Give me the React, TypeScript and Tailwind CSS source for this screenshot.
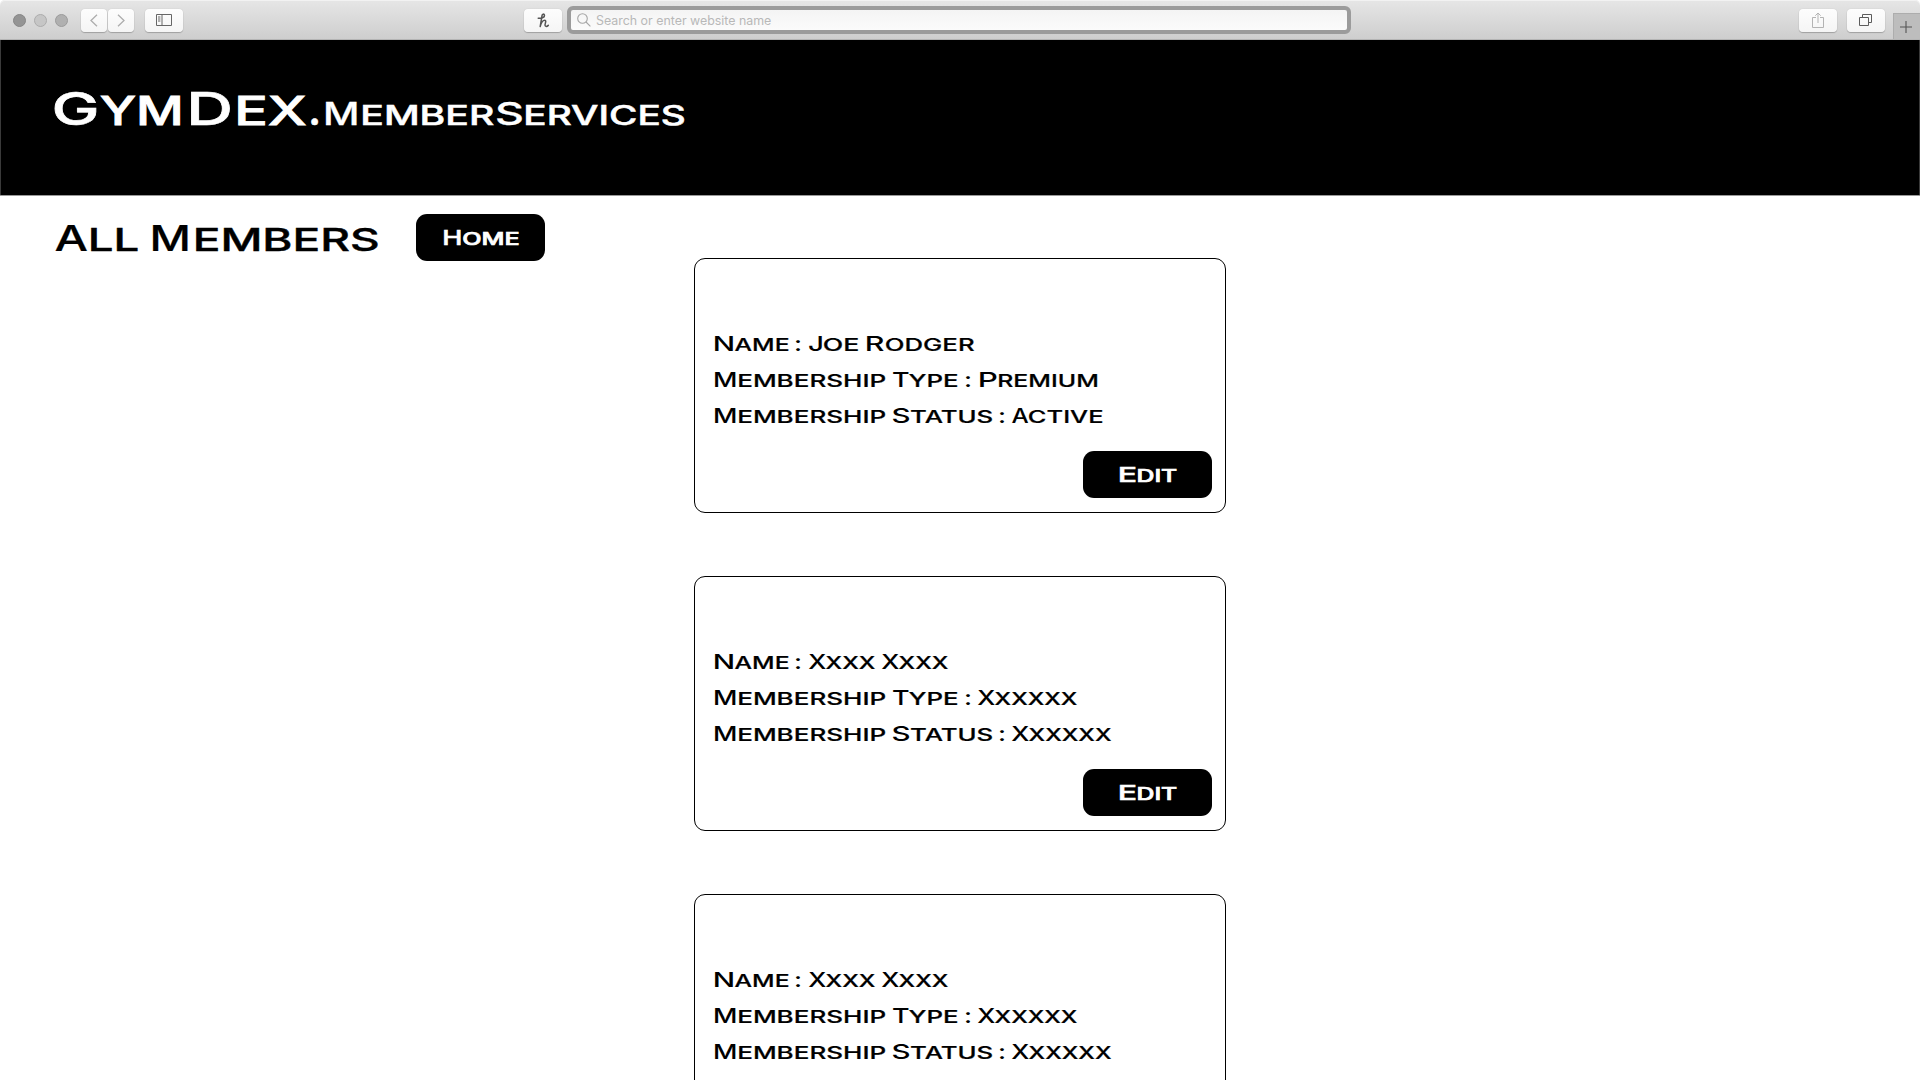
import React, { useLayoutEffect, useRef, useState } from "react";

/* A run of lettering: text, ink start and ink end, in pixels from the start of its line. */
type Run = [string, number, number];

type LineProps = {
  runs: Run[];
  cap: number;
  small: number;
  className?: string;
  stroke?: number;
};

/* Stretches one run of capitals so that its ink fills the given width. */
function Letters({ text, gap, width, size, stroke }: { text: string; gap: number; width: number; size: number; stroke: number }) {
  const ref = useRef<HTMLSpanElement>(null);
  const [fit, setFit] = useState({ shift: 0, scale: 1 });

  useLayoutEffect(() => {
    const ctx = document.createElement("canvas").getContext("2d");
    if (!ctx || !ref.current) return;
    ctx.font = `${getComputedStyle(ref.current).fontWeight} ${size * 10}px Inter`;
    const m = ctx.measureText(text.toUpperCase());
    const left = -m.actualBoundingBoxLeft / 10 - stroke / 2;
    const right = m.actualBoundingBoxRight / 10 + stroke / 2;
    const scale = width / (right - left);
    setFit({ shift: -left * scale, scale });
  }, [text, width, size, stroke]);

  return (
    <span className="inline-block text-left whitespace-nowrap" style={{ width, marginLeft: gap }}>
      <span
        ref={ref}
        className="inline-block origin-left font-medium uppercase"
        style={{
          fontSize: size,
          WebkitTextStroke: `${stroke}px currentColor`,
          transform: `translateX(${fit.shift}px) scaleX(${fit.scale})`,
        }}
      >
        {text}
      </span>
    </span>
  );
}

function Line({ runs, cap, small, className = "", stroke = 0 }: LineProps) {
  return (
    <div className={`flex items-baseline font-['Inter',sans-serif] ${className}`}>
      {runs.map(([text, start, end], i) => {
        const isSmall = /^[a-z]/.test(text);
        return (
          <Letters
            key={i}
            text={text}
            gap={start - (i === 0 ? 0 : runs[i - 1][2])}
            width={end - start}
            size={isSmall ? small : cap}
            stroke={isSmall ? stroke + 0.2 : stroke}
          />
        );
      })}
    </div>
  );
}

const NAME: Run[] = [["N", 0, 17.8], ["ame", 20.3, 73.6], [":", 82, 86]];
const TYPE: Run[] = [["M", 0, 20.3], ["embership", 25, 171.3], ["T", 178.5, 193.9], ["ype", 195, 243.3], [":", 251.6, 255.6]];
const STATUS: Run[] = [["M", 0, 20.3], ["embership", 25, 171.3], ["S", 178.5, 194.6], ["tatus", 196.4, 277.6], [":", 285.2, 289.2]];

const JOE: Run[][] = [
  [...NAME, ["J", 94.4, 107], ["oe", 109.6, 143.5], ["R", 153, 169.6], ["odger", 171.6, 259.8]],
  [...TYPE, ["P", 265.3, 281.6], ["remium", 284.2, 382.4]],
  [...STATUS, ["A", 297.6, 313.8], ["ctive", 314.8, 388]],
];

const BLANK: Run[][] = [
  [...NAME, ["X", 94.2, 111], ["xxx", 111.2, 160.2], ["X", 167.8, 184.6], ["xxx", 184.8, 233.8]],
  [...TYPE, ["X", 263.6, 280.4], ["xxxxx", 280.6, 362.6]],
  [...STATUS, ["X", 297.4, 314.2], ["xxxxx", 314.4, 396.6]],
];

function MemberCard({ lines, editable = true }: { lines: Run[][]; editable?: boolean }) {
  return (
    <article className="flex h-[255px] w-[532px] shrink-0 flex-col rounded-[11px] border border-black pt-[67px] pl-[19.5px] pr-[13px]">
      {lines.map((runs, i) => (
        <Line key={i} runs={runs} cap={19.8} small={17.3} className="h-9 leading-[36px]" />
      ))}
      {editable && (
        <button className="mt-[17px] flex h-[47px] w-[129px] shrink-0 self-end rounded-[11px] bg-black pl-[37px] text-white">
          <Line runs={[["E", 0, 15.7], ["dit", 18.2, 57]]} cap={20.2} small={17.6} stroke={0.5} className="leading-[48px]" />
        </button>
      )}
    </article>
  );
}

function ToolButton({ children, className = "" }: { children: React.ReactNode; className?: string }) {
  return (
    <button
      className={`flex h-[23px] items-center justify-center rounded-[4px] bg-linear-to-b from-[#fdfdfd] to-[#f5f5f5] shadow-[0_1px_1px_rgba(0,0,0,0.22),0_0_1px_rgba(0,0,0,0.2)] ${className}`}
    >
      {children}
    </button>
  );
}

function Toolbar() {
  return (
    <header className="flex h-10 shrink-0 items-start rounded-t-[5px] border-b border-[#b4b4b4] bg-linear-to-b from-[#e6e6e6] to-[#cecece] shadow-[inset_0_1px_0_#f2f2f2]">
      <div className="mt-[14px] ml-[13px] flex gap-2">
        <span className="h-[13px] w-[13px] rounded-full border border-[#868686] bg-[#949494]" />
        <span className="h-[13px] w-[13px] rounded-full border border-[#acacac] bg-[#c6c6c6]" />
        <span className="h-[13px] w-[13px] rounded-full border border-[#9b9b9b] bg-[#b0b0b0]" />
      </div>
      <div className="mt-[8.5px] ml-[13px] flex gap-px">
        <ToolButton className="w-[26px]">
          <svg width="8" height="13" viewBox="0 0 8 13" fill="none" stroke="#adadad" strokeWidth="1.3">
            <path d="M7 .7 1 6.5l6 5.8" />
          </svg>
        </ToolButton>
        <ToolButton className="w-[26px]">
          <svg width="8" height="13" viewBox="0 0 8 13" fill="none" stroke="#adadad" strokeWidth="1.3">
            <path d="m1 .7 6 5.8-6 5.8" />
          </svg>
        </ToolButton>
      </div>
      <ToolButton className="mt-[8.5px] ml-[11px] w-[38px]">
        <svg width="16" height="12" viewBox="0 0 16 12" fill="none" stroke="#666" strokeWidth="1">
          <path d="M.5.5h15v11H.5zM6 .5v11M2 3h2.4M2 5h2.4M2 7h2.4" />
        </svg>
      </ToolButton>
      <ToolButton className="mt-[8.5px] ml-[341px] w-[38px]">
        <svg width="13" height="15" viewBox="0 0 13 15" fill="none" stroke="#555" strokeWidth="1.5" strokeLinecap="round" strokeLinejoin="round">
          <path d="M1.2 5.2C4 5.6 7.9 4.5 7.5 2.3 7.2 .6 5.3 .8 5 2.6L3.2 13.6C4.2 9.4 6 7.3 7.8 7.3c2 0 .1 3.5 .2 4.9 .2 1.6 2 1.5 3.3 .2" />
        </svg>
      </ToolButton>
      <div className="mt-[6px] ml-[5px] flex h-[28px] w-[784px] items-center rounded-[6px] border-4 border-[#9b9b9b] bg-linear-to-b from-[#f4f4f4] to-[#fbfbfb] pl-[6px]">
        <svg width="14" height="14" viewBox="0 0 14 14" fill="none" stroke="#a5a5a5" strokeWidth="1.1">
          <circle cx="5.5" cy="5.5" r="4.8" />
          <path d="m9 9 4.4 4.4" />
        </svg>
        <span className="mt-px ml-[5px] font-['Inter',sans-serif] text-[12.4px] leading-5 text-[#b8b8b8]">
          Search or enter website name
        </span>
      </div>
      <ToolButton className="mt-[8.5px] ml-auto w-[38px]">
        <svg width="12" height="16" viewBox="0 0 12 16" fill="none" stroke="#b3b3b3" strokeWidth="1">
          <path d="M4 5.5H.5v10h11v-10H8M6 11V1M3.3 3.7 6 1l2.7 2.7" />
        </svg>
      </ToolButton>
      <ToolButton className="mt-[8.5px] ml-[9.5px] w-[38px]">
        <svg width="14" height="14" viewBox="0 0 14 14" fill="none" stroke="#5c5c5c" strokeWidth="1">
          <path d="M.5 4.5h9v8h-9zM3.5 4.2V1.500h9v8h-2.800" />
        </svg>
      </ToolButton>
      <button className="mt-[13px] ml-[8.5px] flex h-[26px] w-[27px] items-center justify-center border-t border-l border-[#adadad] bg-[#bdbdbd] pr-[2px]">
        <svg width="12" height="12" viewBox="0 0 12 12" stroke="#555" strokeWidth="1.1">
          <path d="M6 0v12M0 6h12" />
        </svg>
      </button>
    </header>
  );
}

export default function App() {
  return (
    <div className="flex h-[1080px] w-[1920px] flex-col overflow-hidden bg-white text-black">
      <Toolbar />
      <section className="flex h-[155px] shrink-0 items-baseline border-x border-[#3a3a3a] bg-black pt-[43px] pl-[53px] text-white">
        <Line
          runs={[["G", 0, 43], ["ym", 46, 126.7], ["D", 137, 176.3], ["ex", 184, 252.7], [".", 257.3, 264.7]]}
          cap={45.5}
          small={39}
          stroke={0.6}
          className="leading-[51px]"
        />
        <Line
          runs={[["M", 7.3, 38.3], ["ember", 44.3, 175], ["S", 178, 203.6], ["ervices", 207.6, 366.3]]}
          cap={31.2}
          small={26.5}
          stroke={0.3}
          className="leading-[51px]"
        />
      </section>
      <main className="flex grow flex-col border-t border-[#999]">
        <div className="flex h-[62px] shrink-0 pt-[18px] pl-[55px]">
          <Line
            runs={[["A", 0, 32], ["ll", 36, 83], ["M", 98.3, 133.3], ["embers", 141, 323.3]]}
            cap={36}
            small={31.3}
            stroke={0.2}
            className="w-[361px] leading-[48px]"
          />
          <button className="flex h-[47px] w-[129px] shrink-0 rounded-[11px] bg-black pl-[27.5px] text-white">
            <Line runs={[["H", 0, 16.6], ["ome", 19.6, 75.3]]} cap={20.2} small={17.6} stroke={0.5} className="leading-[48px]" />
          </button>
        </div>
        <div className="flex flex-col items-center gap-[63px]">
          <MemberCard lines={JOE} />
          <MemberCard lines={BLANK} />
          <MemberCard lines={BLANK} editable={false} />
        </div>
      </main>
    </div>
  );
}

+ + + + + + +

DO THIS: Repeat the listing above up to and including the line with "width, size, stroke]);", starting from its first line. Drop any pictures.

PROBLEM SOLUTION:
Give me the React, TypeScript and Tailwind CSS source for this screenshot.
import React, { useLayoutEffect, useRef, useState } from "react";

/* A run of lettering: text, ink start and ink end, in pixels from the start of its line. */
type Run = [string, number, number];

type LineProps = {
  runs: Run[];
  cap: number;
  small: number;
  className?: string;
  stroke?: number;
};

/* Stretches one run of capitals so that its ink fills the given width. */
function Letters({ text, gap, width, size, stroke }: { text: string; gap: number; width: number; size: number; stroke: number }) {
  const ref = useRef<HTMLSpanElement>(null);
  const [fit, setFit] = useState({ shift: 0, scale: 1 });

  useLayoutEffect(() => {
    const ctx = document.createElement("canvas").getContext("2d");
    if (!ctx || !ref.current) return;
    ctx.font = `${getComputedStyle(ref.current).fontWeight} ${size * 10}px Inter`;
    const m = ctx.measureText(text.toUpperCase());
    const left = -m.actualBoundingBoxLeft / 10 - stroke / 2;
    const right = m.actualBoundingBoxRight / 10 + stroke / 2;
    const scale = width / (right - left);
    setFit({ shift: -left * scale, scale });
  }, [text, width, size, stroke]);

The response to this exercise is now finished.